I am wondering if the software is locking up for something reason and if we can diagnose that. It works for a while (1-3 hrs) and then nothing.

I accept that it might be crappy performance for the 1st sync but not completely lockup and die.

You van enable STTRACE=connections env var which will log connection attempts and check the log for the disconnection reason, I don’t think its any locking issue as we’d have more reports of this. I think whatever magical setup you have probably stops working or stops being a valid path in the discovery results.

If by magical you mean setting up a VPN network and setting up the Sync Protocol Listen Addresses “static ip/port” sure…

I have already verified that the VPN server never losses the connection with the clients so that isn’t the issue. I do imagine that the software would recognize disconnects though and just resume when it reconnects. Doesn’t quit/lockup all together.

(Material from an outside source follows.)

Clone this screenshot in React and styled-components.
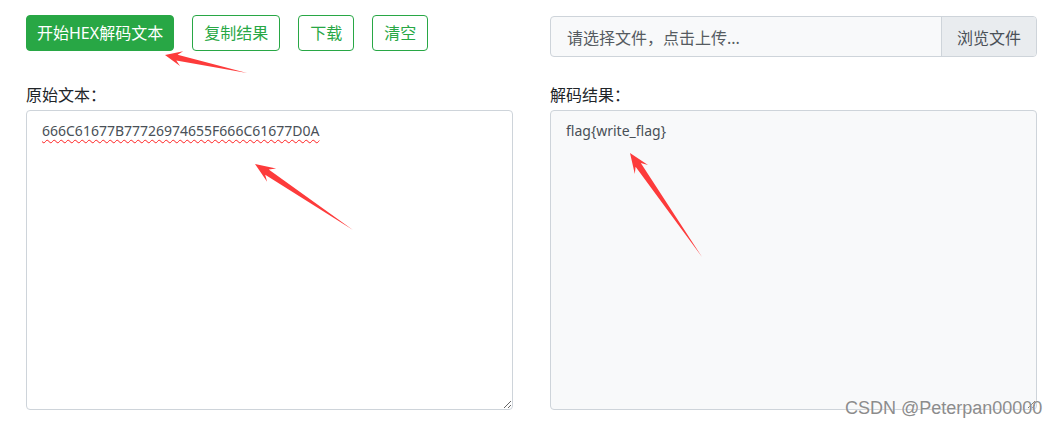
import React from "react";
import styled, { createGlobalStyle } from "styled-components";

const GlobalStyle = createGlobalStyle`
  html, body {
    margin: 0;
    padding: 0;
    background: #fff;
    overflow: hidden;
  }
  body {
    font-family: "Noto Sans", "Noto Sans CJK SC", sans-serif;
    color: #212529;
  }
`;

// arrow drawn as a tapered shaft ending in a barbed head
const arrowPoints = ([tx, ty], [ex, ey], head = 19, wing = 8, neck = 3) => {
  const len = Math.hypot(tx - ex, ty - ey);
  const ux = (tx - ex) / len;
  const uy = (ty - ey) / len;
  const nx = -uy;
  const ny = ux;
  const bx = tx - ux * head;
  const by = ty - uy * head;
  const cx = tx - ux * head * 0.72;
  const cy = ty - uy * head * 0.72;
  const pts = [
    [tx, ty],
    [bx + nx * wing, by + ny * wing],
    [cx + nx * neck, cy + ny * neck],
    [ex, ey],
    [cx - nx * neck, cy - ny * neck],
    [bx - nx * wing, by - ny * wing],
  ];
  return pts.map((p) => p.map((v) => v.toFixed(1)).join(",")).join(" ");
};

const arrows = [
  { tip: [165, 55], tail: [247, 73], head: 17, wing: 7.5, neck: 3 },
  { tip: [255, 164], tail: [353, 230], head: 20, wing: 8, neck: 3.2 },
  { tip: [630, 153], tail: [702, 257], head: 20, wing: 8, neck: 3.2 },
];

const App = () => {
  return (
    <Page>
      <GlobalStyle />
      <Grid>
        <Toolbar>
          <Button $solid>开始HEX解码文本</Button>
          <Button>复制结果</Button>
          <Button>下载</Button>
          <Button>清空</Button>
        </Toolbar>

        <FileBox>
          <FilePlaceholder>请选择文件，点击上传...</FilePlaceholder>
          <BrowseButton>浏览文件</BrowseButton>
        </FileBox>

        <Field>
          <Label>原始文本：</Label>
          <TextArea
            $misspelled
            spellCheck={false}
            defaultValue="666C61677B77726974655F666C61677D0A"
          />
        </Field>

        <Field>
          <Label>解码结果：</Label>
          <TextArea $readonly readOnly defaultValue="flag{write_flag}" />
        </Field>
      </Grid>

      <Annotations width="1059" height="428" viewBox="0 0 1059 428">
        {arrows.map((a, i) => (
          <polygon
            key={i}
            points={arrowPoints(a.tip, a.tail, a.head, a.wing, a.neck)}
            fill="#fd3b3b"
          />
        ))}
      </Annotations>

      <Watermark>CSDN @Peterpan00000</Watermark>
    </Page>
  );
};

const Page = styled.div`
  position: relative;
  width: 1059px;
  height: 428px;
  box-sizing: border-box;
  padding: 15px 22px 0 26px;
`;

const Grid = styled.div`
  display: grid;
  grid-template-columns: 487px 487px;
  grid-template-rows: 42px auto;
  column-gap: 37px;
  row-gap: 26px;
`;

const Toolbar = styled.div`
  display: flex;
  align-items: flex-start;
  gap: 18px;
`;

const Button = styled.button`
  height: 36px;
  padding: 0 ${(p) => (p.$solid ? "10px" : "11px")};
  border: 1px solid #28a745;
  border-radius: 4px;
  background: ${(p) => (p.$solid ? "#28a745" : "#fff")};
  color: ${(p) => (p.$solid ? "#fff" : "#28a745")};
  font-family: "Noto Sans", "Noto Sans CJK SC", sans-serif;
  font-size: 16px;
  line-height: 24px;
  cursor: pointer;
  white-space: nowrap;
`;

const FileBox = styled.div`
  display: flex;
  height: 41px;
  margin-top: 1px;
  box-sizing: border-box;
  border: 1px solid #ced4da;
  border-radius: 4px;
  background: #f8f9fa;
  overflow: hidden;
`;

const FilePlaceholder = styled.div`
  flex: 1;
  display: flex;
  align-items: center;
  padding-left: 16px;
  font-size: 16px;
  color: #555b61;
`;

const BrowseButton = styled.div`
  display: flex;
  align-items: center;
  padding: 0 15px;
  border-left: 1px solid #ced4da;
  background: #e9ecef;
  font-size: 16px;
  color: #495057;
`;

const Field = styled.div`
  display: flex;
  flex-direction: column;
`;

const Label = styled.label`
  font-size: 16px;
  line-height: 24px;
  margin-bottom: 3px;
  color: #212529;
`;

const TextArea = styled.textarea`
  height: 300px;
  box-sizing: border-box;
  padding: 9px 15px;
  border: 1px solid #ced4da;
  border-radius: 4px;
  background: ${(p) => (p.$readonly ? "#f8f9fa" : "#fff")};
  color: #495057;
  font-family: "Noto Sans", "Noto Sans CJK SC", sans-serif;
  font-size: 14px;
  line-height: 21px;
  resize: vertical;
  outline: none;
  text-decoration: ${(p) => (p.$misspelled ? "underline wavy #ff2020" : "none")};
  text-decoration-thickness: 1px;
  text-underline-offset: 3px;
`;

const Annotations = styled.svg`
  position: absolute;
  left: 0;
  top: 0;
  pointer-events: none;
`;

const Watermark = styled.div`
  position: absolute;
  left: 845px;
  top: 398px;
  font-family: "Liberation Sans", Arial, sans-serif;
  font-size: 18px;
  color: #8c8c8c;
  text-shadow: 0 0 2px #fff;
  white-space: nowrap;
  pointer-events: none;
`;

export default App;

I have it running in VERBOSE mode right now so we will see when in hangs up next.

Thanks for all your help :slight_smile:

Depends on how the VPN disconnects are translated by the OS layer. Anyways, if it’s disconnected, you’ll see reconnect attempts if you set that env var. Verbose won’t show you that.

Like I said it isn’t getting disconnected though.

How do you set that env var setting?

Make up your mind. You can google how to set an env var.

I was saying it isn’t getting disconnected on VPN in response to your “Depends on how the VPN disconnects are translated by the OS layer.”

Got to say I love open source and usually the great communities behind them but not receiving any help from you Andrius. All I am getting from you is smart a** comments like “Google it”

Top tip: if you want free help, don’t annoy one of the two people on this project capable of giving it. Also, be respectful: if something is googlable, google it. If you’re told to google something, do that. Sometimes you have to swallow your ego if you need that free help.

One of the things open source should bring is open and honest communication. I was told to make up my mind and google it myself.

I wouldn’t be here asking on a forum if I didn’t know how to do it. I came here asking for the expert advice you guys have.

If you don’t want to help don’t answer. Leave it to someone that wants to help.

We are trying to help, yet we leave the non-domain (non-syncthing) questions for you to solve yourself, otherwise we’d be expected to be an expert in each operating system, each firewall, each shell that every potential user might use which is simply unfeasible and not really productive either.

I’d rather answer more questions with less details and leave the non-domain bits for people to solve themselves, than write a single 3 page article for a given support request, and yet be able to only answer one request a day.